### Given exercise
Return the listing below unchanged, minus its pictures.

### Recorded information
■ ■ ■ ■ ■ ■ ■

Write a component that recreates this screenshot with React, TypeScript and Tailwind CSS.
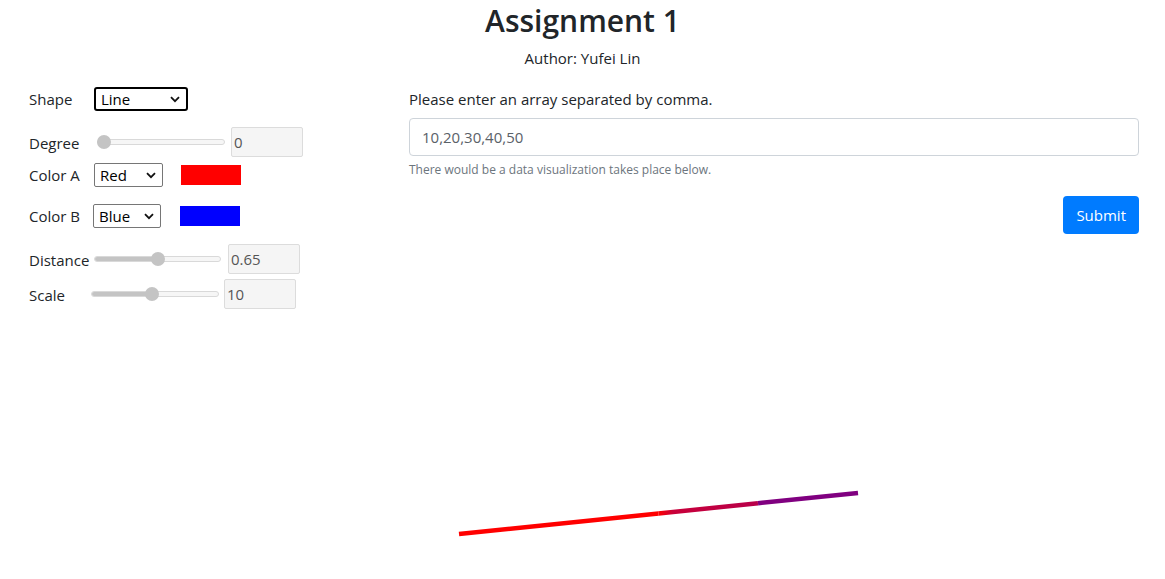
import React from "react"

const font = { fontFamily: '"Open Sans", "Noto Sans", Arial, sans-serif' }

function Chevron() {
  return (
    <svg width="10" height="7" viewBox="0 0 10 7" className="shrink-0">
      <path d="M1 1.2 L5 5.2 L9 1.2" fill="none" stroke="#111" strokeWidth="1.8" />
    </svg>
  )
}

function FakeSelect({ label, width, focused }: { label: string; width: string; focused?: boolean }) {
  return (
    <div
      className={`${width} h-[24px] flex items-center justify-between pl-[5px] pr-[6px] bg-white text-[15px] text-black ${
        focused ? "border-2 border-black rounded-[3px]" : "border border-[#767676] rounded-[2px]"
      }`}
    >
      <span className="leading-none">{label}</span>
      <Chevron />
    </div>
  )
}

function Slider({ width, pct }: { width: string; pct: number }) {
  return (
    <div className={`relative ${width} h-[14px] flex items-center`}>
      <div className="w-full h-[6px] rounded-full border border-[#d9d9d9] bg-[#f6f6f6] overflow-hidden">
        <div className="h-full bg-[#c4c4c4]" style={{ width: `${pct}%` }} />
      </div>
      <div
        className="absolute top-[0px] w-[14px] h-[14px] rounded-full bg-[#c4c4c4]"
        style={{ left: `calc(${pct}% - ${pct === 0 ? 0 : 7}px)` }}
      />
    </div>
  )
}

function ValueBox({ value }: { value: string }) {
  return (
    <div className="w-[72px] h-[30px] border border-[#dcdcdc] bg-[#f5f5f5] rounded-[2px] flex items-center px-[2px] text-[15px] text-[#555]">
      {value}
    </div>
  )
}

export default function App() {
  return (
    <div className="w-[1165px] h-[579px] bg-white text-[#212529] overflow-hidden" style={font}>
      {/* header */}
      <div className="flex flex-col items-center pt-[1px]">
        <h2 className="text-[30px] font-semibold leading-[40px] text-[#212529]">Assignment 1</h2>
        <p className="text-[15px] leading-[22px] mt-[6px]">Author: Yufei Lin</p>
      </div>

      <div className="flex">
        {/* controls */}
        <div className="w-[394px] pl-[29px] pt-[18px] text-[15px]">
          <div className="flex items-center h-[24px]">
            <span className="w-[65px]">Shape</span>
            <FakeSelect label="Line" width="w-[94px]" focused />
          </div>
          <div className="flex items-center h-[30px] mt-[16px]">
            <span className="w-[68px] pt-[2px]">Degree</span>
            <Slider width="w-[128px]" pct={0} />
            <div className="ml-[6px]">
              <ValueBox value="0" />
            </div>
          </div>
          <div className="flex items-center h-[24px] mt-[6px]">
            <span className="w-[65px]">Color A</span>
            <FakeSelect label="Red" width="w-[69px]" />
            <div className="ml-[18px] w-[60px] h-[20px] bg-[#ff0000]" />
          </div>
          <div className="flex items-center h-[24px] mt-[17px]">
            <span className="w-[64px]">Color B</span>
            <FakeSelect label="Blue" width="w-[68px]" />
            <div className="ml-[19px] w-[60px] h-[20px] bg-[#0000ff]" />
          </div>
          <div className="flex items-center h-[30px] mt-[16px]">
            <span className="w-[65px] pt-[2px]">Distance</span>
            <Slider width="w-[127px]" pct={50} />
            <div className="ml-[7px]">
              <ValueBox value="0.65" />
            </div>
          </div>
          <div className="flex items-center h-[30px] mt-[5px]">
            <span className="w-[62px] pt-[2px]">Scale</span>
            <Slider width="w-[128px]" pct={48} />
            <div className="ml-[5px]">
              <ValueBox value="10" />
            </div>
          </div>
        </div>

        {/* array form */}
        <div className="flex-1 pl-[15px] pr-[26px] pt-[18px]">
          <label className="block text-[15px] leading-[24px]">Please enter an array separated by comma.</label>
          <div className="mt-[7px] h-[38px] border border-[#ced4da] rounded-[4px] flex items-center px-[12px] text-[15px] text-[#5a6168]">
            10,20,30,40,50
          </div>
          <p className="mt-[5px] text-[12px] leading-[18px] text-[#6c757d]">
            There would be a data visualization takes place below.
          </p>
          <div className="flex justify-end mt-[17px]">
            <button className="h-[38px] px-[13px] rounded-[4px] bg-[#007bff] text-white text-[15px]">Submit</button>
          </div>
        </div>
      </div>

      {/* visualization */}
      <svg width="1165" height="260" viewBox="0 310 1165 260" className="block mt-[1px]">
        <defs>
          <linearGradient id="mid" x1="658" y1="513" x2="758" y2="503" gradientUnits="userSpaceOnUse">
            <stop offset="0" stopColor="#ff0000" />
            <stop offset="0.15" stopColor="#c8003a" />
            <stop offset="1" stopColor="#b8004a" />
          </linearGradient>
        </defs>
        <line x1="459" y1="534" x2="658.5" y2="513.5" stroke="#ff0000" strokeWidth="4.5" />
        <line x1="658.5" y1="513.5" x2="758" y2="503.2" stroke="url(#mid)" strokeWidth="4.5" />
        <line x1="758" y1="503.2" x2="858" y2="493" stroke="#800080" strokeWidth="4.5" />
      </svg>
    </div>
  )
}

■ ■ ■ ■ ■ ■ ■

### Final result
Write a component that recreates this screenshot with React, TypeScript and Tailwind CSS.
import React from "react"

const font = { fontFamily: '"Open Sans", "Noto Sans", Arial, sans-serif' }

function Chevron() {
  return (
    <svg width="10" height="7" viewBox="0 0 10 7" className="shrink-0">
      <path d="M1 1.2 L5 5.2 L9 1.2" fill="none" stroke="#111" strokeWidth="1.8" />
    </svg>
  )
}

function FakeSelect({ label, width, focused }: { label: string; width: string; focused?: boolean }) {
  return (
    <div
      className={`${width} h-[24px] flex items-center justify-between pl-[5px] pr-[6px] bg-white text-[15px] text-black ${
        focused ? "border-2 border-black rounded-[3px]" : "border border-[#767676] rounded-[2px]"
      }`}
    >
      <span className="leading-none">{label}</span>
      <Chevron />
    </div>
  )
}

function Slider({ width, pct }: { width: string; pct: number }) {
  return (
    <div className={`relative ${width} h-[14px] flex items-center`}>
      <div className="w-full h-[6px] rounded-full border border-[#d9d9d9] bg-[#f6f6f6] overflow-hidden">
        <div className="h-full bg-[#c4c4c4]" style={{ width: `${pct}%` }} />
      </div>
      <div
        className="absolute top-[0px] w-[14px] h-[14px] rounded-full bg-[#c4c4c4]"
        style={{ left: `calc(${pct}% - ${pct === 0 ? 0 : 7}px)` }}
      />
    </div>
  )
}

function ValueBox({ value }: { value: string }) {
  return (
    <div className="w-[72px] h-[30px] border border-[#dcdcdc] bg-[#f5f5f5] rounded-[2px] flex items-center px-[2px] text-[15px] text-[#555]">
      {value}
    </div>
  )
}

export default function App() {
  return (
    <div className="w-[1165px] h-[579px] bg-white text-[#212529] overflow-hidden" style={font}>
      {/* header */}
      <div className="flex flex-col items-center pt-[1px]">
        <h2 className="text-[30px] font-semibold leading-[40px] text-[#212529]">Assignment 1</h2>
        <p className="text-[15px] leading-[22px] mt-[6px]">Author: Yufei Lin</p>
      </div>

      <div className="flex">
        {/* controls */}
        <div className="w-[394px] pl-[29px] pt-[18px] text-[15px]">
          <div className="flex items-center h-[24px]">
            <span className="w-[65px]">Shape</span>
            <FakeSelect label="Line" width="w-[94px]" focused />
          </div>
          <div className="flex items-center h-[30px] mt-[16px]">
            <span className="w-[68px] pt-[2px]">Degree</span>
            <Slider width="w-[128px]" pct={0} />
            <div className="ml-[6px]">
              <ValueBox value="0" />
            </div>
          </div>
          <div className="flex items-center h-[24px] mt-[6px]">
            <span className="w-[65px]">Color A</span>
            <FakeSelect label="Red" width="w-[69px]" />
            <div className="ml-[18px] w-[60px] h-[20px] bg-[#ff0000]" />
          </div>
          <div className="flex items-center h-[24px] mt-[17px]">
            <span className="w-[64px]">Color B</span>
            <FakeSelect label="Blue" width="w-[68px]" />
            <div className="ml-[19px] w-[60px] h-[20px] bg-[#0000ff]" />
          </div>
          <div className="flex items-center h-[30px] mt-[16px]">
            <span className="w-[65px] pt-[2px]">Distance</span>
            <Slider width="w-[127px]" pct={50} />
            <div className="ml-[7px]">
              <ValueBox value="0.65" />
            </div>
          </div>
          <div className="flex items-center h-[30px] mt-[5px]">
            <span className="w-[62px] pt-[2px]">Scale</span>
            <Slider width="w-[128px]" pct={48} />
            <div className="ml-[5px]">
              <ValueBox value="10" />
            </div>
          </div>
        </div>

        {/* array form */}
        <div className="flex-1 pl-[15px] pr-[26px] pt-[18px]">
          <label className="block text-[15px] leading-[24px]">Please enter an array separated by comma.</label>
          <div className="mt-[7px] h-[38px] border border-[#ced4da] rounded-[4px] flex items-center px-[12px] text-[15px] text-[#5a6168]">
            10,20,30,40,50
          </div>
          <p className="mt-[5px] text-[12px] leading-[18px] text-[#6c757d]">
            There would be a data visualization takes place below.
          </p>
          <div className="flex justify-end mt-[17px]">
            <button className="h-[38px] px-[13px] rounded-[4px] bg-[#007bff] text-white text-[15px]">Submit</button>
          </div>
        </div>
      </div>

      {/* visualization */}
      <svg width="1165" height="260" viewBox="0 310 1165 260" className="block mt-[1px]">
        <defs>
          <linearGradient id="mid" x1="658" y1="513" x2="758" y2="503" gradientUnits="userSpaceOnUse">
            <stop offset="0" stopColor="#ff0000" />
            <stop offset="0.15" stopColor="#c8003a" />
            <stop offset="1" stopColor="#b8004a" />
          </linearGradient>
        </defs>
        <line x1="459" y1="534" x2="658.5" y2="513.5" stroke="#ff0000" strokeWidth="4.5" />
        <line x1="658.5" y1="513.5" x2="758" y2="503.2" stroke="url(#mid)" strokeWidth="4.5" />
        <line x1="758" y1="503.2" x2="858" y2="493" stroke="#800080" strokeWidth="4.5" />
      </svg>
    </div>
  )
}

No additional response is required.